Хубилай и его преемники хотели опереться на китайских чиновников, а не на ненадежную монгольскую знать, и стремились восстановить систему экзаменов. Правда, это получилось лишь с пятой попытки в 1313 г., причем монголы и другие некитайские подданные могли сдавать экзамены по облегченной программе. Каракорум оставался священной столицей империи, но властители предпочитали жить в новой ставке - Ханбалыке (совр. Пекин). Судьбы империи Юань все дальше расходились с траекторией развития других монгольских улусов (Джучи, Хулагу, Чагатая), где в первой трети XIV в. утверждается ислам.
В первые годы правления Хубилая был воссоздан государственный аппарат по китайской модели. Однако крепость государства зависела не от моши его государственного аппарата. Быстро росло крупное землевладение, подтачивающее финансовую состоятельность и военную силу Юаней. Число податных сокращалось, а рабы и арендаторы налогов не платили. И монгольские князья, и монастыри, и китайские землевладельцы действовали одинаково, укрывая от переписи «своих» крестьян. Попытки контролировать внешнюю торговлю, запретив частным судам выход в море, оставались безуспешны. Крепостные, приписанные к монгольским гарнизонам, разбегались. Командиры пьянствовали, пренебрегая подготовкой войск. Столицу сотрясали интриги, министры не задерживались у власти.

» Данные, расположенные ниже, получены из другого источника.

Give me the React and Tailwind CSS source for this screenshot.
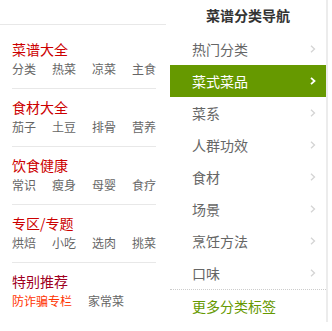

На Китай надвигался голод. Возможно, он был вызван аграрным перенаселением самых плодородных районов, но важнее, что во второй четверти XIV в. на страну обрушились бедствия — эпидемии, нашествия саранчи и ливневые дожди, несущие наводнения. В этом видят признаки изменения климата, проявившиеся и в Западной Европе. Последствия стихийных бедствий были столь разрушительны потому, что дамбы и плотины не чинились, склады не ремонтировались и хранящееся в них зерно гнило. Транспортные средства выходили из строя, в связи с чем запасы продовольствия пополнялись плохо, и зерно не могли доставить в голодающие провинции. В 1344 г. р. Хуанхэ разрушила давно не ремонтированные дамбы и изменила русло, затопив Шаньдунский полуостров и разрушив Великий канал - главную артерию снабжения столицы и северных районов. В глазах населения это было знаком утраты династией «мандата Неба». Вспыхивали мятежи, активизировались тайные общества, готовившие восстание, и все чаще китайцы вспоминали древнее изречение: «У варваров не бывает удачи, которая длилась бы сто лет».
Как это уже случалось в империях Тоба и Цзинь, в условиях кризиса придворные круги были склонны к «традиционалистской реакции», призывая вернуться к монгольским обычаям. Цзайсян императора Тогон-Тэмура (1333-1370) Хэнань Баян пытался запретить употребление китайского языка при дворе, закрыл придворную академию, задавшись целью изгнать китайцев с государственной службы, возобновил запреты китайцам иметь оружие и лошадей, охотиться, выходить из дома в ночное время. Для устрашения он предлагал вырезать всех китайцев, носящих определенную фамилию (например, Ли, Ван, или Чжан), но реализовать это начинание не успел, сам пав жертвой придворных интриг. Его преемник Тогто не только восстановил систему экзаменов и академию, но и руководил написанием истории трех последних империй (Ляо, Цзинь и Сун). Затеяв грандиозные работы по восстановлению дамб, прорванных наводнением 1344 г., Тогто произвел денежную реформу, выпустив большое количество не обеспеченных товарными ресурсами бумажных денег, давших ему в руки средства для содержания миллиона рабочих и двадцатитысячной охраны. Китайские советники предупреждали его о негативных последствиях реформы, монголы указывали на опасность концентрации такого количества китайцев. Но цзайсян настаивал - работы были необходимы для снабжения Севера.